* BEGIN PROVIDED RECORDS *

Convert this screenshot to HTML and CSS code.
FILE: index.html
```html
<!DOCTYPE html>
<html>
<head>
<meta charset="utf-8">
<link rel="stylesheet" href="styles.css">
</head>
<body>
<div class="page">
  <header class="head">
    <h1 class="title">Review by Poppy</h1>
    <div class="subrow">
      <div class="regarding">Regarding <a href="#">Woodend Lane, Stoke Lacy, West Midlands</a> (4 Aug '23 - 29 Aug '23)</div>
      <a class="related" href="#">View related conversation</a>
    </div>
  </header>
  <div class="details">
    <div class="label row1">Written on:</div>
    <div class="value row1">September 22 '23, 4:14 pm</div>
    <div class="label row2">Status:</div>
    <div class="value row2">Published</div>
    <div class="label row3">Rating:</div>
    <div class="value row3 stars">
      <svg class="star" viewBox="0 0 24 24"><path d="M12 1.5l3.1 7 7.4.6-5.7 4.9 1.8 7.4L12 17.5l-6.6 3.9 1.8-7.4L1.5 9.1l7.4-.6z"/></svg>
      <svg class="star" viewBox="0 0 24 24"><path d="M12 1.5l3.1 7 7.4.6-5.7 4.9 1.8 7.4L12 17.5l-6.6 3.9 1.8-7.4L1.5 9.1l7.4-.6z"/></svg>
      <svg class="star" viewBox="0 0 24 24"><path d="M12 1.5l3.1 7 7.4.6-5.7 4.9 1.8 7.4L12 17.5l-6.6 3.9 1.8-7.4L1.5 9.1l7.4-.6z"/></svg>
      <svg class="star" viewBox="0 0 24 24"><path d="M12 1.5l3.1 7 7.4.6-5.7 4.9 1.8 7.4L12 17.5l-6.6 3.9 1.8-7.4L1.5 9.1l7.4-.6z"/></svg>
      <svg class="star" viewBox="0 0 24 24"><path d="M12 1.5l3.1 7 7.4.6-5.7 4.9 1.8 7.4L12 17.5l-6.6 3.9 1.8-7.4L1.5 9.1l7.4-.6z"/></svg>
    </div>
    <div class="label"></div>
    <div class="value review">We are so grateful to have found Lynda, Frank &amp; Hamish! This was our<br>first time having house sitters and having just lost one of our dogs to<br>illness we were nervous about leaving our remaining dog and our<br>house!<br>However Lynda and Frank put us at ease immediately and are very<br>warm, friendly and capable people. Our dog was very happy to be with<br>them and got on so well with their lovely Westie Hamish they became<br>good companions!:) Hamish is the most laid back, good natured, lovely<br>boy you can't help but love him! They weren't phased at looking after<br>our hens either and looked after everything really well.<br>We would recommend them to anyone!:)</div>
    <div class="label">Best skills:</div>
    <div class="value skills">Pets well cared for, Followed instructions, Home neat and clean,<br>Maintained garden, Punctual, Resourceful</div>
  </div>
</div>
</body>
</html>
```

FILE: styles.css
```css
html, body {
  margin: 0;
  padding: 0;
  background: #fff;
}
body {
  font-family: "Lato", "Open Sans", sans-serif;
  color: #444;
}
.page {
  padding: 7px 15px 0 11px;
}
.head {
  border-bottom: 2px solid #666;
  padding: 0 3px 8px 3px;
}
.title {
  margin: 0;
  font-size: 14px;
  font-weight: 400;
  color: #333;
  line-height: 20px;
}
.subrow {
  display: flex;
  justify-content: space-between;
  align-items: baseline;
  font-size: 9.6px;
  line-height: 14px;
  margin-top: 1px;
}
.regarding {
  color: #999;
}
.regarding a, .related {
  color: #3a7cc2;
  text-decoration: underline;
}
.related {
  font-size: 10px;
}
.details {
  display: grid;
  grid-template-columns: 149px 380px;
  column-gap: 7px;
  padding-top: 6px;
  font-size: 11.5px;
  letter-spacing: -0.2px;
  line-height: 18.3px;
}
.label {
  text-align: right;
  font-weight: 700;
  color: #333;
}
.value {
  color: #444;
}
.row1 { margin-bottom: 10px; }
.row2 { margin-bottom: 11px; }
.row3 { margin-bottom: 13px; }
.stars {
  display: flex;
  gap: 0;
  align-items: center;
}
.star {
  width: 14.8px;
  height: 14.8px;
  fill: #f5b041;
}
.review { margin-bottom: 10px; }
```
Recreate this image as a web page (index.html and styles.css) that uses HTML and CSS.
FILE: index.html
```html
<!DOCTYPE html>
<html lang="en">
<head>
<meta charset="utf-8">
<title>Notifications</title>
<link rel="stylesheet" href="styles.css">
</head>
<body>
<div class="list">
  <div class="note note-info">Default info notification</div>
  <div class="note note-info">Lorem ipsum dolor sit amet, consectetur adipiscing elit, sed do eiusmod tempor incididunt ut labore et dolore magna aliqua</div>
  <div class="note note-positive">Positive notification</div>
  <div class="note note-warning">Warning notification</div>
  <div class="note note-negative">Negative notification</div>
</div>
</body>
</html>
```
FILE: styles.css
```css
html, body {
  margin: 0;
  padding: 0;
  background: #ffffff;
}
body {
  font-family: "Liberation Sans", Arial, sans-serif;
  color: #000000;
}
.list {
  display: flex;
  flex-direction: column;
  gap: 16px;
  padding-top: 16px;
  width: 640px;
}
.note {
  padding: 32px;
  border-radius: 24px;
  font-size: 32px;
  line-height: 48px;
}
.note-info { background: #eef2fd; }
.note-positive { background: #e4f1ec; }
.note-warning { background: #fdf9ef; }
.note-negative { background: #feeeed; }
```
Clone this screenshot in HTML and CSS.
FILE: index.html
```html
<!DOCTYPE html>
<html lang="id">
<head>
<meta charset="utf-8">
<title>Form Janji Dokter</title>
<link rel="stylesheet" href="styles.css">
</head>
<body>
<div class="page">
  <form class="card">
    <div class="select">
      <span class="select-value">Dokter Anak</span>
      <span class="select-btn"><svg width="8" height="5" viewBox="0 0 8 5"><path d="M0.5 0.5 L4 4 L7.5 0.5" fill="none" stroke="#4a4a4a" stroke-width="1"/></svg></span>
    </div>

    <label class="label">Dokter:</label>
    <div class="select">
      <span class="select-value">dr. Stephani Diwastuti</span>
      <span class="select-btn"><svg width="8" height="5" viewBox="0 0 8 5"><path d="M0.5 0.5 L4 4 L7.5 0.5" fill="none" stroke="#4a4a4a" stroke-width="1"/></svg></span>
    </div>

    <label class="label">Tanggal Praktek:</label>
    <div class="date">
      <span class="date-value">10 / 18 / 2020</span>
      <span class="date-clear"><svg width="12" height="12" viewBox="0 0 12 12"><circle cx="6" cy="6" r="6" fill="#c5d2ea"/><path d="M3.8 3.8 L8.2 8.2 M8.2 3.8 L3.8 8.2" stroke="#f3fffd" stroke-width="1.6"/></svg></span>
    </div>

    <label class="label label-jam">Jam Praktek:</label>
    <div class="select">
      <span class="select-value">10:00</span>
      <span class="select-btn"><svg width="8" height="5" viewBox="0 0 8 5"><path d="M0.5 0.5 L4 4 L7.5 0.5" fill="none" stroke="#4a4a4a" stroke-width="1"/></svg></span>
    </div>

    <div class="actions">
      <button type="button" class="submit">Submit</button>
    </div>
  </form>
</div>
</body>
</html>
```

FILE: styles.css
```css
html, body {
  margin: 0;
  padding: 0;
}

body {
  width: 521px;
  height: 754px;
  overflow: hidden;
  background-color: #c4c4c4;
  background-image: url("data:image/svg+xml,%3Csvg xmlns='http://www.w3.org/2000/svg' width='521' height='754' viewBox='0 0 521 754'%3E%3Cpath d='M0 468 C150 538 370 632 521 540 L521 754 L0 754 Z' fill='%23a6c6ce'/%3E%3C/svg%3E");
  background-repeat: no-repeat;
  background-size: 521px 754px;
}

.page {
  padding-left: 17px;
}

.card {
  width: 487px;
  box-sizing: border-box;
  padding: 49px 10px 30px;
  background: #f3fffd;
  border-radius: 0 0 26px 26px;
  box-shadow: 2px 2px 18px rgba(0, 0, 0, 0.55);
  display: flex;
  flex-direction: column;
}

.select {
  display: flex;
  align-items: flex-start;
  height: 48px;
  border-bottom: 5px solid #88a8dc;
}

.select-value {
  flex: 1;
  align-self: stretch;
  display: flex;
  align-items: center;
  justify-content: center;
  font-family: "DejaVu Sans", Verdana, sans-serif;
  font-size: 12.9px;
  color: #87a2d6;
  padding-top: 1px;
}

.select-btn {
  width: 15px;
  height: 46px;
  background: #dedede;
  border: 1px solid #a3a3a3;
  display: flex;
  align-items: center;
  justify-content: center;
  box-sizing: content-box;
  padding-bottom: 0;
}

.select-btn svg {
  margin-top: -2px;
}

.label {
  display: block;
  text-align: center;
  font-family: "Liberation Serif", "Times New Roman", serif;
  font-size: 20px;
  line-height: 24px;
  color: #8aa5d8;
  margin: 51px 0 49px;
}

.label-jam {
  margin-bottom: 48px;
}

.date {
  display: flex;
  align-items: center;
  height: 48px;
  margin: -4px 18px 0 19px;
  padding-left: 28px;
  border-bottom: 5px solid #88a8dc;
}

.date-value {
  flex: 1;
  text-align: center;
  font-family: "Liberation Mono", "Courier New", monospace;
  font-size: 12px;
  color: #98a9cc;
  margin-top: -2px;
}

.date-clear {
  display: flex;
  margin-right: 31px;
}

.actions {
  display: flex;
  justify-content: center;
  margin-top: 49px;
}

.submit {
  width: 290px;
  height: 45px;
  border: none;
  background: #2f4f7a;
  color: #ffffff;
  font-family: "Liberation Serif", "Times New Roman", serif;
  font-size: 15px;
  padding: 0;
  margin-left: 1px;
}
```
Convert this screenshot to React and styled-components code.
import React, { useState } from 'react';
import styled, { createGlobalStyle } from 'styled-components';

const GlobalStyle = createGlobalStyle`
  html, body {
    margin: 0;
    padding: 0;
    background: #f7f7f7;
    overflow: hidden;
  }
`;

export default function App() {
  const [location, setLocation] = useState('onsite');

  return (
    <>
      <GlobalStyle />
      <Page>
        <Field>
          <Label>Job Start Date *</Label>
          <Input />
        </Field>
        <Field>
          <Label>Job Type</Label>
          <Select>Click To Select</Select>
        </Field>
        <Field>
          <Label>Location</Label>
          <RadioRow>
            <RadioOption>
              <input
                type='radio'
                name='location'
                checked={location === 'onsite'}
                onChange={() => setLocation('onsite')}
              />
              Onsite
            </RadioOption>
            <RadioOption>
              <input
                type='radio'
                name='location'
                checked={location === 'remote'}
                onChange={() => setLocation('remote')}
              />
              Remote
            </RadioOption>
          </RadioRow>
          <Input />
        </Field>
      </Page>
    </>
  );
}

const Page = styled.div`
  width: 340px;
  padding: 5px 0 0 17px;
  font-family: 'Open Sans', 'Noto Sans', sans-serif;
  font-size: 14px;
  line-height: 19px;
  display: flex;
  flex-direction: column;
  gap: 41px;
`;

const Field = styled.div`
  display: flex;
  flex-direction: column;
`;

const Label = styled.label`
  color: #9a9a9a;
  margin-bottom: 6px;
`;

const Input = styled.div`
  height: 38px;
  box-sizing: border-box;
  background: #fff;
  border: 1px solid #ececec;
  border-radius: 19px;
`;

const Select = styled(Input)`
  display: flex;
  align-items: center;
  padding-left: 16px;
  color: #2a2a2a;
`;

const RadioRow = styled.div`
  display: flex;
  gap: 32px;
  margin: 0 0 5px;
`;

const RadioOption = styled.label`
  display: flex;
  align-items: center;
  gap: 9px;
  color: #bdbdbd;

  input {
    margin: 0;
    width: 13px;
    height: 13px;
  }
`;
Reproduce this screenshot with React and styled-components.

* END PROVIDED RECORDS *

> _SET PROBLEM_: Find the word "components" in the entries, and copy every line it shows up in.

> _TASK SOLUTION_:
Convert this screenshot to React and styled-components code.
import styled, { createGlobalStyle } from 'styled-components';
Reproduce this screenshot with React and styled-components.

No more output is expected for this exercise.